Alexis Soyer was not short of fanciful ideas alongside the completely practical ones exhibited in his travelling stove and his soup kitchens in famine-wracked Ireland. Here is a recipe from The Modern Housewife or Ménagère, devised, allegedly, after a dream in which the (female) narrator provided a huge cake for children, including the royal family and therefore called ‘St James’s Cake’.

Soyer in the Crimea...

Soyer in the Crimea…

Hortense

… and his ideal ménagère

 

 

 

 

 

 

 

 

 

‘Put one pound of very fresh butter in a good-sized kitchen basin, and with the right hand [what, no wooden spoon?] work it up well till it forms quite a white cream; then add one pound powdered sugar, mix well, add ten eggs by degrees; put to dry a pound and a quarter of flour, [see Ude above – was flour usually damp?] which mix as lightly as possible with it; blanch and cut in slices two ounces of pistachios, two ditto of green preserved angelica, add two liqueur glasses of Noyau, two drops of essence of vanilla; whip a gill and a half of cream till very thick, mix lightly with a wooden spoon, have a mould made the shape of the drawing, put it in and send to the baker [presumably it would be too big for a domestic oven]; it will take about one hour and a quarter to bake; ornament as represented in the subjoined cut’:

St James's cake, as made in a dream by Soyer's dream housewife, Hortense

St James’s cake, as made in a dream by Soyer’s dream housewife, Hortense

This recipe demonstrates the peril of not reading it through before you start: imagine getting as far as ‘have a mould made the shape of the drawing’, your hands dripping with mixed sponge…

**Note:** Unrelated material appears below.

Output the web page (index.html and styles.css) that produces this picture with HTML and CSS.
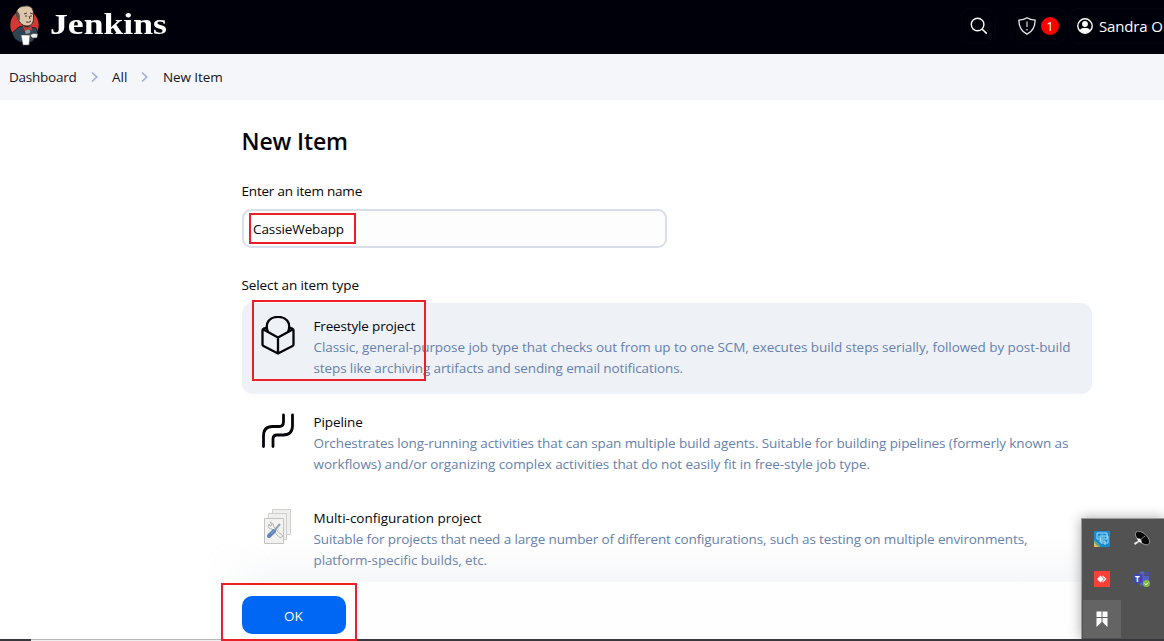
FILE: index.html
```html
<!DOCTYPE html>
<html lang="en">
<head>
<meta charset="utf-8">
<title>New Item - Jenkins</title>
<link rel="stylesheet" href="styles.css">
</head>
<body>
<div class="page">
  <header class="header">
    <svg class="logo" width="32" height="42" viewBox="0 0 32 42">
      <ellipse cx="14.500" cy="20" rx="14.200" ry="15" fill="#d33833"/>
      <path d="M2 28L9 22 14 21 20 22 26 23 28 29 25 33 22 37 10 37 5 34Z" fill="#2f4555" stroke="#101820" stroke-width=".8"/>
      <path d="M6.500 9C6 4 10 1 15 1C22 0 24 5 23.500 11C24 17 22 21 17 21C12 21 8 17 6.500 9Z" fill="#dfc5aa" stroke="#26211f" stroke-width=".9"/>
      <path d="M7 6Q5 12 9 17Q11 12 9 8Z" fill="#5d554d"/>
      <path d="M14 9L17 8M20 8L23 9M15 11H17M20 11H22M19 11L20 14M16 17Q19 18 21 16" fill="none" stroke="#463932" stroke-width="1"/>
      <path d="M13 21L17 23 21 21 20 28 16 29Z" fill="#8d9ba6"/>
      <path d="M14 21.500L18 23 22 21 22 26 18 24 14 26Z" fill="#d33833" stroke="#712827" stroke-width=".5"/>
      <path d="M11 30H20L19 40H13Z" fill="#fff" stroke="#555" stroke-width=".6"/>
      <path d="M20 30Q23 27 28 29L27 33 22 33Z" fill="#eee" stroke="#26211f" stroke-width=".6"/>
    </svg>
    <span class="brand">Jenkins</span>
    <div class="tools">
      <span class="tool search"><svg width="18" height="18" viewBox="0 0 18 18"><circle cx="7.600" cy="7.500" r="6.300" fill="none" stroke="#fff" stroke-width="1.400"/><path d="M12.200 12.200L16.800 16.600" stroke="#fff" stroke-width="1.500"/></svg></span>
      <span class="tool alert"><svg width="18" height="18" viewBox="0 0 18 18"><path d="M9 .8Q6 3 .9 3.200C.9 10 3.500 14.500 9 17.200C14.500 14.500 17.100 10 17.100 3.200Q12 3 9 .8Z" fill="none" stroke="#e8e8e8" stroke-width="1.300"/><path d="M9 4.500V10M9 12V13.500" stroke="#ddd" stroke-width="1.200"/></svg><b class="badge">1</b></span>
      <span class="tool user"><svg width="16" height="16" viewBox="0 0 16 16"><circle cx="8" cy="8" r="7.200" fill="none" stroke="#fff" stroke-width="1.400"/><circle cx="8" cy="6" r="2.900" fill="#fff"/><path d="M2.700 12.500Q3.500 10 6 10H10Q12.500 10 13.300 12.500Q11 15 8 15T2.700 12.500Z" fill="#fff"/></svg><span class="username">Sandra O</span></span>
    </div>
  </header>
  <nav class="crumbs">
    <span class="crumb-dashboard">Dashboard</span>
    <svg class="chev" width="7" height="12" viewBox="0 0 7 12"><path d="M1 1.500L5.800 6 1 10.500"/></svg>
    <span class="crumb-all">All</span>
    <svg class="chev" width="7" height="12" viewBox="0 0 7 12"><path d="M1 1.500L5.800 6 1 10.500"/></svg>
    <span class="crumb-new">New Item</span>
  </nav>
  <main class="main">
    <h1 class="title">New Item</h1>
    <div class="label name-label">Enter an item name</div>
    <div class="field"><span class="field-value">CassieWebapp</span></div>
    <div class="label type-label">Select an item type</div>
    <ul class="types">
      <li class="type selected">
        <svg class="icon" width="36" height="40" viewBox="0 0 36 40"><g fill="none" stroke="#05050a" stroke-width="2.300" stroke-linejoin="round" stroke-linecap="round"><path d="M5.500 12L3.500 12.700Q2.500 13.100 2.500 14.500V28.500Q2.500 29.500 3.500 30L18 37.500 32.500 30Q33.500 29.500 33.500 28.500V14.500Q33.500 13.100 32.500 12.700L30.500 12M3 13.300L18 21.500 33 13.300M18 21.500V37.500"/><path d="M7.800 15.500C4.500 6.500 10 .9 18 .9S31.500 6.500 28.200 15.500"/></g></svg>
        <div class="copy"><div class="name n1">Freestyle project</div><div class="desc d1">Classic, general-purpose job type that checks out from up to one SCM, executes build steps serially, followed by post-build</div><div class="desc d2">steps like archiving artifacts and sending email notifications.</div></div>
      </li>
      <li class="type">
        <svg class="icon" width="36" height="40" viewBox="0 0 36 40"><path d="M3.500 34.500V24Q3.500 14.500 12.500 14.500H19Q23.500 14.500 23.500 10V3M13 34.500V27Q13 23 17 23H23Q32.500 23 32.500 13.500V3" fill="none" stroke="#05050a" stroke-width="2.800" stroke-linecap="round"/></svg>
        <div class="copy"><div class="name n2">Pipeline</div><div class="desc d3">Orchestrates long-running activities that can span multiple build agents. Suitable for building pipelines (formerly known as</div><div class="desc d4">workflows) and/or organizing complex activities that do not easily fit in free-style job type.</div></div>
      </li>
      <li class="type">
        <svg class="icon" width="36" height="40" viewBox="0 0 36 40"><g fill="#efefee" stroke="#cfcfcd"><path d="M12.500 1.500H30.500V26.500H12.500Z"/><path d="M8.500 5.500H26.500V31.500H8.500Z"/><path d="M4.500 10.500H23.500V35.500H4.500Z" fill="#f2f2f1" stroke="#c4c4c2"/></g><g transform="translate(0 -1)"><path d="M9 17Q7 22 12 22L18 29Q20 32 22 30T19 26L14 20Q14 16 10 15L12 18 10 19Z" fill="#f1f1f0" stroke="#b7b7b5"/><path d="M20 17L14 24" stroke="#94a2ad" stroke-width="2"/><path d="M14 24L9 29" stroke="#5a84ba" stroke-width="4" stroke-linecap="round"/><path d="M15 22L11 27" stroke="#88aad2"/></g></svg>
        <div class="copy"><div class="name n3">Multi-configuration project</div><div class="desc d5">Suitable for projects that need a large number of different configurations, such as testing on multiple environments,</div><div class="desc d6">platform-specific builds, etc.</div></div>
      </li>
    </ul>
  </main>
  <div class="haze"></div>
  <footer class="footer"><button class="ok">OK</button></footer>
  <div class="edge"><i class="edge-light"></i></div>
  <div class="mark mark-name"></div>
  <div class="mark mark-type"></div>
  <div class="mark mark-ok"></div>
  <aside class="tray">
    <span class="cell"><svg width="16" height="16" viewBox="0 0 16 16"><rect width="16" height="16" rx="1" fill="#168bd2"/><path d="M0 11L5 16H0Z" fill="#e4bd54"/><path d="M0 10Q4 12 6 16" fill="none" stroke="#77b66d" stroke-width="1.200"/><path d="M3 2H13V8H3ZM6 5H14V12H7ZM5 10H11V14" fill="none" stroke="#a9ddf5"/><path d="M4 6H11M8 3V11" stroke="#6fc3ea"/></svg></span>
    <span class="cell"><svg width="16" height="16" viewBox="0 0 16 16"><ellipse cx="8.500" cy="7" rx="8.800" ry="4.500" transform="rotate(43 8.500 7)" fill="#050505" stroke="#b5b5b5" stroke-width=".7"/><path d="M3 7L7 8 8 12 5 11 1 14 0 12 4 10Z" fill="#eee"/><path d="M6 9L11 5" stroke="#999" stroke-width=".8"/></svg></span>
    <span class="cell"><svg width="16" height="16" viewBox="0 0 16 16"><path fill="#fb4038" d="M0 0H16V16H0Z"/><path fill="#fff" d="M6.500 4.500L10 8 6.500 11.500 3 8ZM9 4.500L12.500 8 9 11.500 8.200 10.700 10.900 8 8.200 5.300Z"/></svg></span>
    <span class="cell teams"><svg width="16" height="16" viewBox="0 0 16 16"><circle cx="8" cy="2.500" r="2.500" fill="#5863be"/><circle cx="13.500" cy="2.800" r="2" fill="#454bb0"/><path d="M5 5H15V10Q14 15 9 15Q5 15 4 11Z" fill="#555fc0"/><rect y="3" width="8.500" height="9" rx="1" fill="#4148b5"/><circle cx="12.500" cy="12.500" r="3.500" fill="#83b84b"/><path d="M10.800 12.500L12 13.800 14.200 11.500" fill="none" stroke="#fff"/></svg><b class="teams-letter">T</b></span>
    <span class="cell active"><svg width="12" height="16" viewBox="0 0 12 16"><path d="M.5 .5H5.500V6H.5ZM6.500 .5H11.500V6H6.500ZM.5 7H5.500V11L.5 16ZM6.500 7H11.500V16L6.500 11Z" fill="#fff"/></svg></span>
  </aside>
</div>
</body>
</html>
```
FILE: styles.css
```css
* { box-sizing: border-box; }
body { margin: 0; font-family: "Open Sans", "Noto Sans", sans-serif; font-size: 13.5px; color: #14141f; }
.page { position: relative; width: 1164px; height: 641px; overflow: hidden; background: #fff; display: flex; flex-direction: column; }
.header { flex: 0 0 54px; background: #00000a; color: #fff; display: flex; align-items: flex-start; padding-left: 10px; }
.logo { flex: none; margin-top: 5px; }
.brand { flex: none; margin: 6px 0 0 8px; width: 116px; font: bold 29px/36px "Liberation Serif", serif; transform: scaleX(1.23); transform-origin: left; white-space: nowrap; }
.tools { display: flex; flex: none; margin-left: 795px; padding-top: 8px; }
.tool { display: flex; align-items: center; height: 36px; flex: none; border: 1px solid #05050f; border-radius: 9px; }
.search { width: 35px; justify-content: center; }
.alert { width: 56px; margin-left: 14px; padding-left: 7px; gap: 5px; }
.user { width: 130px; margin-left: 3px; padding-left: 7px; gap: 6px; font-size: 15px; letter-spacing: -.15px; }
.username { white-space: nowrap; }
.badge { width: 18px; height: 18px; border-radius: 50%; background: #f00; font: 13px/18px "Open Sans", sans-serif; text-align: center; }
.crumbs { flex: 0 0 46px; background: #f5f6f9; display: flex; align-items: center; padding-left: 9px; }
.crumbs span { white-space: nowrap; }
.crumb-dashboard { width: 82px; letter-spacing: -.25px; }
.crumb-all { width: 15px; margin-left: 14px; }
.crumb-all + .chev { margin-left: 14px; }
.crumb-new { margin-left: 15px; letter-spacing: -.1px; }
.chev { flex: none; fill: none; stroke: #9bafd3; stroke-width: 1.6; }
.main { width: 850px; margin-left: 242px; color: #05050a; }
.title { margin: 25px 0 0 -.5px; font-size: 23px; line-height: 32px; font-weight: 600; letter-spacing: -.12px; }
.label { line-height: 20px; white-space: nowrap; margin-left: -.5px; }
.name-label { margin-top: 24px; letter-spacing: -.2px; }
.field { width: 425px; height: 39px; margin-top: 8px; border: 2px solid #d8deea; border-radius: 9px; background: #fdfdfd; padding: 8px 9px; line-height: 20px; letter-spacing: -.1px; }
.type-label { margin-top: 27px; letter-spacing: -.1px; }
.types { list-style: none; margin: 8px 0 0; padding: 0; display: flex; flex-direction: column; gap: 5px; }
.type { display: flex; height: 91px; padding: 13px 0 0 18px; border-radius: 10px; }
.selected { background: #eef1f6; }
.icon { flex: none; }
.copy { margin-left: 17.5px; line-height: 21px; }
.name, .desc { white-space: nowrap; }
.name { color: #05050a; }
.desc { color: #6681ae; }
.n1 { letter-spacing: -.16px; }
.n2 { letter-spacing: -.1px; }
.d1 { letter-spacing: -.07px; }
.d2 { letter-spacing: -.115px; }
.d3 { letter-spacing: -.095px; }
.d4 { letter-spacing: -.055px; }
.d5 { letter-spacing: -.123px; }
.d6 { letter-spacing: -.1px; }
.haze { position: absolute; left: 200px; top: 536px; width: 964px; height: 46px; background: linear-gradient(transparent, #b8c2d31f); -webkit-mask-image: linear-gradient(90deg, transparent, #000 80px); mask-image: linear-gradient(90deg, transparent, #000 80px); }
.footer { position: absolute; left: 242px; top: 582px; width: 922px; height: 59px; background: #fefefe; padding-top: 14px; }
.ok { display: block; width: 104px; height: 38px; padding: 2px 1px 0 0; border: 0; border-radius: 10px; background: #0067f5; color: #fff; font: 13.5px/36px "Open Sans", sans-serif; }
.edge { position: absolute; left: 0; top: 639px; width: 1164px; height: 2px; background: #38383c; }
.edge-light { display: block; width: 288px; height: 2px; margin-left: 31px; background: linear-gradient(#b9b9b9 50%, #eee 50%); }
.mark { position: absolute; border: 2px solid #ea2028; }
.mark-name { left: 249px; top: 213px; width: 107px; height: 31px; }
.mark-type { left: 252px; top: 300px; width: 174px; height: 81px; }
.mark-ok { left: 221px; top: 583px; width: 136px; height: 58px; }
.tray { position: absolute; left: 1081px; top: 518px; width: 83px; height: 121px; background: #525252; border: solid #9b9b9b; border-width: 1px 0 0 1px; box-shadow: 0 0 12px #0005; display: grid; grid-template-columns: 40px 40px; grid-template-rows: 40px 40px 40px; clip-path: inset(-20px 0 0 -20px); }
.cell { position: relative; display: flex; align-items: center; justify-content: center; }
.active { background: #646464; width: 38px; height: 38px; margin: 1px; }
.teams-letter { position: absolute; left: 13px; top: 14px; color: #fff; font: bold 8px/11px "Open Sans", sans-serif; }
```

Mrs Rundell, scourge of the inattentive housekeeper and the wasteful servant, lightens up occasionally. Here is her recipe for almond rout cakes: ‘Work a pound of almond paste into a pound of wheaten and an ounce of rice flour, with white of eggs, to a stiff paste; separate it into different portions, and colour one with the spirit of cochineal, another with saffron, spinach, etc., and add grated citron, lemon zest, or pralineed orange flowers, thin chips of angelica, confected pine-apples, or ginger; make them in different shapes. Different colours may be squirted over the cake, or decorate them with any nice confection.’ Janeites will remember that Mrs Elton was a little shocked at ‘at the poor attempt at rout-cakes’ in provincial Highbury: try this at home – you presumably bake them until crisp?

Rundell

From the recipe book of Mistress Margaret Dods of the Cleikum Inn (alias the shrewd Scots journalist Christian Isobel Johnstone: is this the first example of a fictional character publishing a cookbook?), I’ve chosen ‘Scotch Diet-Cake’: ‘Take a pound of fine sugar sifted, the same weight of eggs very well whisked, and mix and beat them together for twenty minutes. Season with lemon-grate and cinnamon. Stir in very smoothly three-quarters of a pound of sifted flour. This is a very light cake and will bake swiftly. It may either be iced, or have sifted sugar strewed over it before baking.’ The cake’s name clearly doesn’t use the word ‘diet’ in the modern sense. But I’ve found a useful new word: ‘glary’ describes the state of a knife-blade or skewer withdrawn from the centre of a cake not yet cooked.

The enterprising expatriates Steel and Gardiner acknowledge the difficulty of baking in India, but are not daunted: here is their chocolate cake: ‘Two chittacks flour, two chittacks sugar, half teaspoon of carbonate of soda, three dessertspoons cocoatina, four eggs, rather more than half a breakfast cup of quite [how?] sour cream. Add this last of all, and bake.’ (A chittack is a unit of both weight and volume. I assume it’s being used here as volume, but I can’t make sense of the conversion table they supply…)

The label from a tin of cocoatina, 1890

The label from a tin of cocoatina, 1890

Finally, Escoffier’s somewhat scary recipe no. 2384, ‘Meringue à l’italienne’: ‘Cook one lb. of sugar to the large-ball stage, and meanwhile whisk the whites of eight eggs to a stiff froth, so as to have them ready simultaneously with the sugar. Pour the cooked sugar into the egg-whites, slowly and without a pause, and mix up briskly with a whisk.’ Unfortunately, he doesn’t say what to do next with this boiling hot, glutinous mass.